Microsoft on Monday announced its intention to buy France-based mobile music services provider Musiwave in a move that could dramatically boost the software giant’s presence in the cell phone music space.
Redmond reached a deal with Musiwave parent company Openwave Systems that gives it the exclusive right to negotiate an agreement to purchase Musiwave, a move that would leverage that firm’s partnerships with music labels, device makers and mobile network operators.
Microsoft intends to move toward an outright acquisition of Musiwave, it said. Terms of a possible deal and a time frame for it to be completed were not disclosed, but Microsoft said it would keep the firm’s headquarters in Paris if a deal were to close.
Access to Mobile Carriers
Musiwave provides carriers a platform for delivering various music-related services, from download subscription services to ringtone purchases. The deal would instantly give Microsoft access to the firm’s relationships with both music publishers and mobile carriers. Musiwave customers include Orange UK, Virgin Mobile and T-Mobile.
“Microsoft and Musiwave share the same philosophy in working with hardware and mobile operator partners to deliver great experiences for mobile device users,” said Pieter Knook, senior vice president of the mobile communications business at Microsoft. “Bringing Musiwave on board would provide an opportunity for Microsoft to explore new areas in the mobile space previously untapped, and to showcase the power of software plus services.”

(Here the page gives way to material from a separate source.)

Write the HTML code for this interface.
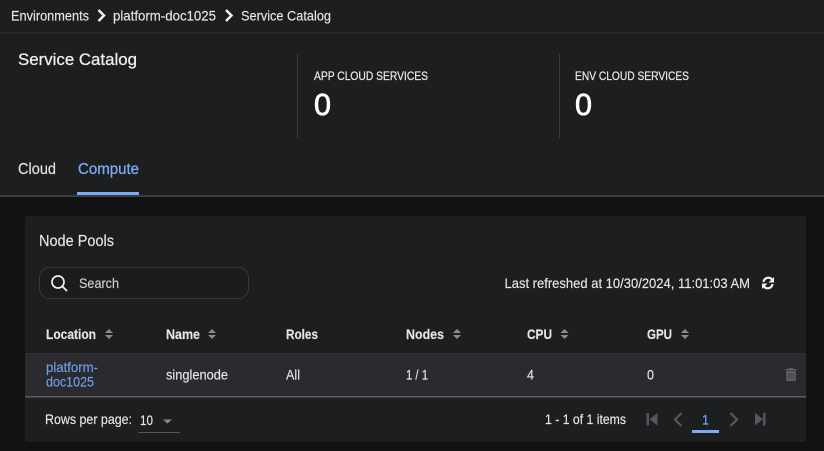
<!DOCTYPE html>
<html>
<head>
<meta charset="utf-8">
<style>
html,body{margin:0;padding:0;background:#121212;width:824px;height:451px;overflow:hidden}
svg{display:block;filter:blur(.3px)}
text{font-family:"Liberation Sans",sans-serif;fill:#e6e6e6;stroke:#e6e6e6;stroke-width:.15px}
</style>
</head>
<body>
<svg width="824" height="451" viewBox="0 0 824 451" xmlns="http://www.w3.org/2000/svg">
<rect width="824" height="451" fill="#121212"/>
<rect width="824" height="196" fill="#1d1e20"/>
<rect y="32" width="824" height="2" fill="#27282a"/>
<rect y="195" width="824" height="2" fill="#3a3b3d"/>

<g font-size="14">
<text x="11" y="20.500" textLength="78" lengthAdjust="spacingAndGlyphs">Environments</text>
<path d="M98.500 10l5.500 5.500-5.500 5.500" fill="none" stroke="#eee" stroke-width="2.500"/>
<text x="113" y="20.500" textLength="103" lengthAdjust="spacingAndGlyphs">platform-doc1025</text>
<path d="M226 10l5.500 5.500-5.500 5.500" fill="none" stroke="#eee" stroke-width="2.500"/>
<text x="241" y="20.500" textLength="90" lengthAdjust="spacingAndGlyphs">Service Catalog</text>
</g>

<text x="18" y="65" font-size="17" textLength="119" lengthAdjust="spacingAndGlyphs" style="fill:#f0f0f0;stroke:#f0f0f0;stroke-width:.25px">Service Catalog</text>
<rect x="297" y="54" width="1" height="84" fill="#3a3b3d"/>
<rect x="559" y="54" width="1" height="84" fill="#3a3b3d"/>
<text x="314" y="80" font-size="12" textLength="114" lengthAdjust="spacingAndGlyphs" style="stroke-width:.25px">APP CLOUD SERVICES</text>
<text x="575" y="80" font-size="12" textLength="114" lengthAdjust="spacingAndGlyphs" style="stroke-width:.25px">ENV CLOUD SERVICES</text>
<text x="314" y="115" font-size="31" textLength="17" lengthAdjust="spacingAndGlyphs" style="fill:#fff;stroke:#fff;stroke-width:.7px">0</text>
<text x="575" y="115" font-size="31" textLength="17" lengthAdjust="spacingAndGlyphs" style="fill:#fff;stroke:#fff;stroke-width:.7px">0</text>

<text x="18" y="174" font-size="16" textLength="38" lengthAdjust="spacingAndGlyphs">Cloud</text>
<text x="78" y="174" font-size="16" textLength="61" lengthAdjust="spacingAndGlyphs" style="fill:#7cabf5;stroke:#7cabf5;stroke-width:.3px">Compute</text>
<rect x="77" y="192" width="62" height="3" fill="#7cabf5"/>

<rect x="25" y="216" width="781" height="226" rx="2" fill="#1d1e20"/>
<text x="39" y="246" font-size="16" textLength="75" lengthAdjust="spacingAndGlyphs">Node Pools</text>

<rect x="39.500" y="267.500" width="209" height="31" rx="10" fill="#1b1c1e" stroke="#38393b"/>
<circle cx="58" cy="282" r="6" fill="none" stroke="#eee" stroke-width="1.700"/>
<path d="M62.500 286.500L67 291" stroke="#eee" stroke-width="1.900" fill="none"/>
<text x="79" y="288" font-size="14" textLength="40" lengthAdjust="spacingAndGlyphs" style="fill:#cfcfcf;stroke:#cfcfcf">Search</text>

<text x="504.500" y="288" font-size="14" textLength="245.500" lengthAdjust="spacingAndGlyphs">Last refreshed at 10/30/2024, 11:01:03 AM</text>
<g fill="none" stroke="#eee" stroke-width="2.200">
<path d="M763.500 282a4.800 4.800 0 0 1 8.500-2.500"/>
<path d="M772.500 284a4.800 4.800 0 0 1-8.500 2.500"/>
</g>
<path d="M774 277v5.500h-5.500zM762 289v-5.500h5.500z" fill="#eee"/>

<rect x="25" y="353" width="781" height="1" fill="#2f3032"/>
<rect x="25" y="354" width="781" height="42" fill="#2a2a2f"/>
<rect x="25" y="396" width="781" height="1.500" fill="#5c5d60"/>

<g font-size="14" font-weight="bold">
<text x="46" y="339" textLength="50" lengthAdjust="spacingAndGlyphs">Location</text>
<text x="166" y="339" textLength="34" lengthAdjust="spacingAndGlyphs">Name</text>
<text x="286" y="339" textLength="32" lengthAdjust="spacingAndGlyphs">Roles</text>
<text x="406" y="339" textLength="38" lengthAdjust="spacingAndGlyphs">Nodes</text>
<text x="527" y="339" textLength="25" lengthAdjust="spacingAndGlyphs">CPU</text>
<text x="647" y="339" textLength="25" lengthAdjust="spacingAndGlyphs">GPU</text>
</g>
<g fill="#8a8b8d">
<path d="M105 333l4-4 4 4zM105 335l4 4 4-4z"/>
<path d="M208 333l4-4 4 4zM208 335l4 4 4-4z"/>
<path d="M453 333l4-4 4 4zM453 335l4 4 4-4z"/>
<path d="M560.500 333l4-4 4 4zM560.500 335l4 4 4-4z"/>
<path d="M681 333l4-4 4 4zM681 335l4 4 4-4z"/>
</g>

<g font-size="14">
<text x="46" y="372" textLength="52" lengthAdjust="spacingAndGlyphs" style="fill:#6f9fea;stroke:#6f9fea">platform-</text>
<text x="46" y="386.500" textLength="48" lengthAdjust="spacingAndGlyphs" style="fill:#6f9fea;stroke:#6f9fea">doc1025</text>
<text x="166" y="379.500" textLength="62" lengthAdjust="spacingAndGlyphs">singlenode</text>
<text x="286" y="379.500" textLength="14" lengthAdjust="spacingAndGlyphs">All</text>
<text x="406" y="379.500" textLength="22" lengthAdjust="spacingAndGlyphs">1 / 1</text>
<text x="527" y="379.500" textLength="7" lengthAdjust="spacingAndGlyphs">4</text>
<text x="647" y="379.500" textLength="7" lengthAdjust="spacingAndGlyphs">0</text>
</g>
<path d="M785.500 369h3l.8-1h3.400l.8 1h3v1.500h-11zM786.300 371.300h9.400v9.700h-9.400z" fill="#626367"/>
<path d="M788.800 373v6.500M791 373v6.500M793.200 373v6.500" stroke="#2a2a2f" stroke-width=".7"/>

<text x="45" y="424" font-size="14" textLength="87" lengthAdjust="spacingAndGlyphs">Rows per page:</text>
<text x="140" y="425" font-size="14" textLength="13" lengthAdjust="spacingAndGlyphs">10</text>
<path d="M163 419.500h9l-4.500 4z" fill="#8a8b8d"/>
<rect x="138" y="432" width="42" height="1" fill="#55565a"/>
<text x="545" y="424" font-size="14" textLength="81" lengthAdjust="spacingAndGlyphs">1 - 1 of 1 items</text>

<g fill="#56575a">
<path d="M646.500 413h2.500v12.500h-2.500zM657.500 413v12.500l-8-6.250z"/>
<path d="M755 413v12.500l8-6.250zM763 413h2.500v12.500h-2.500z"/>
</g>
<g fill="none" stroke="#56575a" stroke-width="2.200">
<path d="M681.500 413l-6.500 6.500 6.500 6.500"/>
<path d="M730.500 413l6.500 6.500-6.500 6.500"/>
</g>
<text x="702" y="424.500" font-size="14" textLength="7" lengthAdjust="spacingAndGlyphs" style="fill:#7cabf5;stroke:#7cabf5">1</text>
<rect x="692" y="430" width="27" height="3" fill="#7cabf5"/>
</svg>
</body>
</html>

The potential purchase also “reflects Microsoft’s recognition of the software and technology expertise in Europe,” Knook added.
The move is a reminder that Microsoft is “very serious” about becoming a player in the portable music space “and continues to invest heavily in it,” Enderle Group Principal Analyst Rob Enderle told the E-Commerce Times.
The fact that Musiwave is based in Paris and has many European customers is not a coincidence. Microsoft may also be trying to attack Apple at some of its weak points — including the fact that it doesn’t offer a subscription service and the fact that the market is moving toward cell phone as the preferred device for portable music over MP3 players.
“France is where Apple is weakest as that market tends to favor platforms like Microsoft’s which allow for multiple payers, and they don’t like to see a lock-in between the service and the hardware,” Enderle added.
In fact, French regulators have told Apple it does not like the tie-up between the iPod and the iTunes Music Store, which has also been the focus of private antitrust lawsuits in the United States.
“France is also the most nationalistic country in Europe, and having a local entity should provide Microsoft with an advantage there,” Enderle said. “Right now, acquisitions are one of the fastest ways to build competitive advantage and this makes you wonder how long it will be before Apple has to develop this skill set.”
Other Competitors Considered
Microsoft already has strong inroads with device makers, with its mobile software loaded on 140 phones sold by 50 handset makers around the world.
The purchase could have broader implications for Microsoft, meanwhile, enabling it to better converge its Windows Mobile device platform, its Zune MP3 player family and its online services such as MSN and Windows Live.
The move also comes as Google revs up its mobile platform efforts, a move that could have more carriers looking for options to deliver services that don’t require them to give up control of the advertising revenue their users generate.
Though the purchase price was not disclosed, the deal is likely to be a win for Openwave, which has owned Musiwave for about two years. Openwave paid 100 million euros, or about US$139 million at the time, JupiterResearch analyst Thomas Husson said.
In addition to its strong platform, which Openwave has continued to invest in, Musiwave has long been admired in Europe for its marketing savvy and its ability to customize services for its carrier partners. “They are viewed as a strong partner and one willing to let the carriers enjoy the majority of the benefits of the services they design for them,” Husson told the E-Commerce Times.